Friday, 4 September 2015

How do teachers get ready for school?

In addition to making lesson plans, stockpiling supplies and organizing their classrooms, how do Christian school teachers get ready for back to school?

They hold meetings in beautiful locations.


They worship together.

And they learn together.

At the Niagara Christian schoolteachers’ back-to-school breakfast, held the first week of September at Smithville Christian High School, elementary and secondary teachers heard an inspiring and challenging message about power and perfection, from educator and mother-of-four, Sara Pot.

Pot, who has two daughters who have complex special needs, urged teachers to consider how God’s power is made perfect in weakness (2 Cor. 12:9) and how true power seeks the flourishing of all because all people are worthy of love and belonging.


“We are all disabled,” Pot reminded her listeners. “Some of us are just better at hiding it than others.”
Pot said she and her husband did not choose to be “forever parents” of children whose every aspect of life is affected by their abnormalities, and life for them can be like “living grief, although no one has died.”

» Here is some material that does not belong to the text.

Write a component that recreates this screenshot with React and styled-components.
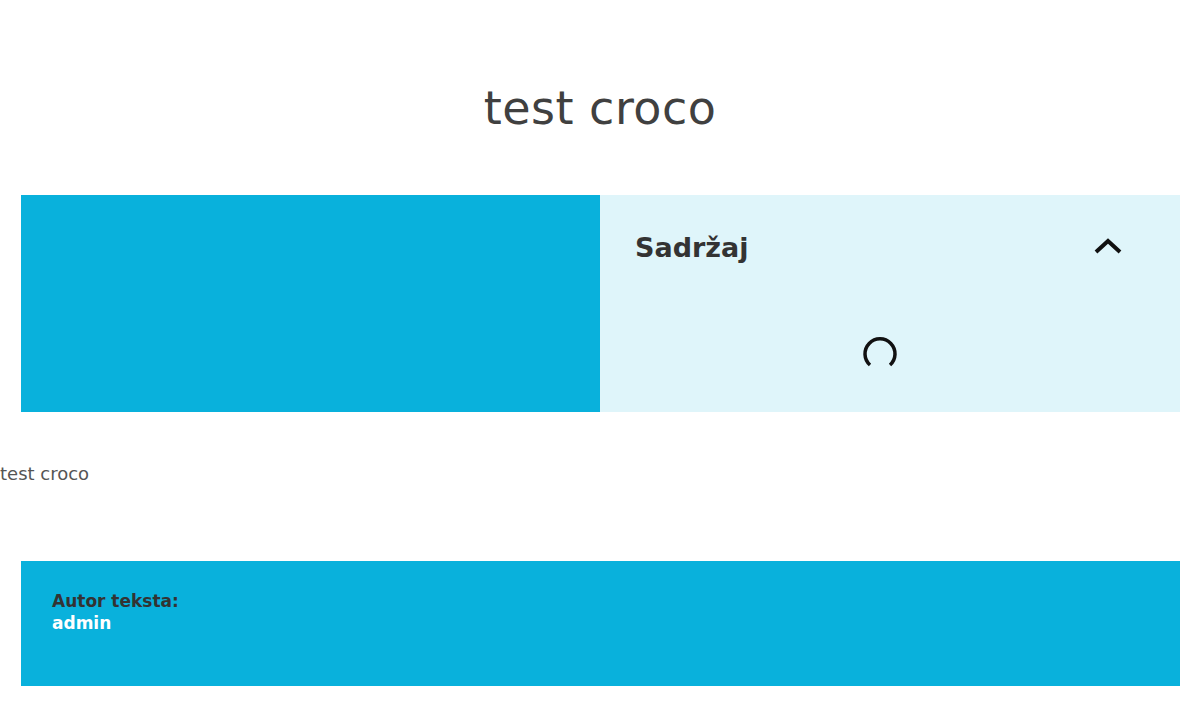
import React from 'react';
import styled, { createGlobalStyle } from 'styled-components';

const GlobalStyle = createGlobalStyle`
  body {
    margin: 0;
    background: #ffffff;
    font-family: "DejaVu Sans", "Open Sans", sans-serif;
    color: #333333;
  }
`;

const Page = styled.div`
  width: 1200px;
`;

const Title = styled.h1`
  margin: 0 0 57px;
  padding-top: 78px;
  text-align: center;
  font-weight: 400;
  font-size: 46px;
  line-height: 60px;
  color: #404040;
  letter-spacing: 0.5px;
`;

const Hero = styled.div`
  display: grid;
  grid-template-columns: 579px 580px;
  margin: 0 20px 0 21px;
  height: 217px;
`;

const HeroImage = styled.div`
  background: #09b1dc;
`;

const Toc = styled.div`
  background: #dff5fa;
  padding: 30px 35px;
  display: flex;
  flex-direction: column;
`;

const TocHeader = styled.div`
  display: flex;
  align-items: center;
  justify-content: space-between;
  height: 44px;
`;

const TocTitle = styled.h2`
  margin: 0;
  font-size: 27px;
  font-weight: 700;
  color: #333333;
`;

const Chevron = styled.svg`
  width: 30px;
  height: 20px;
  margin-right: 22px;
`;

const SpinnerWrap = styled.div`
  display: flex;
  justify-content: center;
  margin: 67px 20px 0 0;
`;

const Spinner = styled.svg`
  width: 38px;
  height: 38px;
`;

const Body = styled.p`
  margin: 50px 0 0;
  font-size: 18px;
  line-height: 24px;
  color: #555555;
`;

const Author = styled.div`
  margin: 75px 20px 0 21px;
  height: 125px;
  background: #09b1dc;
  padding: 29px 31px;
  box-sizing: border-box;
  font-size: 17px;
  font-weight: 700;
  line-height: 22px;
`;

const AuthorLabel = styled.div`
  color: #333333;
`;

const AuthorName = styled.div`
  color: #ffffff;
`;

export default function App() {
  return (
    <Page>
      <GlobalStyle />
      <Title>test croco</Title>
      <Hero>
        <HeroImage />
        <Toc>
          <TocHeader>
            <TocTitle>Sadržaj</TocTitle>
            <Chevron viewBox="0 0 30 20">
              <path d="M3 15 L15 4 L27 15" fill="none" stroke="#111" strokeWidth="4" />
            </Chevron>
          </TocHeader>
          <SpinnerWrap>
            <Spinner viewBox="0 0 38 38">
              <path
                d="M9 29 A15 15 0 1 1 29 29"
                fill="none"
                stroke="#111"
                strokeWidth="3.5"
              />
            </Spinner>
          </SpinnerWrap>
        </Toc>
      </Hero>
      <Body>test croco</Body>
      <Author>
        <AuthorLabel>Autor teksta:</AuthorLabel>
        <AuthorName>admin</AuthorName>
      </Author>
    </Page>
  );
}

There are many unique struggles in life that can be compared to the idea of "living grief," she said. How we deal with our own shortcomings and our own struggles will also affect how we help our students.  When we assure our students that though they will struggle, they are all worthy of love and belonging, we allow for God's power to move - and the students will flourish in their own way.  Just as Jesus, in dealing with Blind Bartimaus (Mark 10: 46-52) or another blind man (John 9) did not care why the men were blind, so we are called to compassion and acceptance.  That compassion and acceptance, in the form of God's Grace, reminds us all to forgive and to persevere, knowing His power will ultimately prevail.

“When that co-worker hurts your feelings, when your students don’t listen, when your lesson fails miserably, when that parent phone call goes south instead of smoothly, lift your head,” said Pot, citing the lyrics of “Keep Walkin’” by hip-hop singer/songwriter TobyMac.

I know your heart been broke again
I know your prayers aint been answered yet
I know you're feeling like you got nothing left
Well lift your head
It ain't over yet


Seek comfort in God's grace," Pot said. "Life won't be pretty, it will be messy, but we are all worthy of love and belonging. Each day brings a choice: you can choose joy or you can choose the alternative.

Oh, and one more thing. At Smithville Christian High School, where progress on renovations has been hampered by a delay in shipment of structural steel, back-to-school also means tiptoeing on slippered feet to avoid tracking dirt and dust, cheerfully accepting disruption and temporary classroom locations and joyfully acknowledging that the most important things about school are the relationships between teachers and students and students and students.

Our building may not be finished yet but we are excited for the students to arrive. We’re ready, whether the walls and windows are or not! See you Wednesday morning!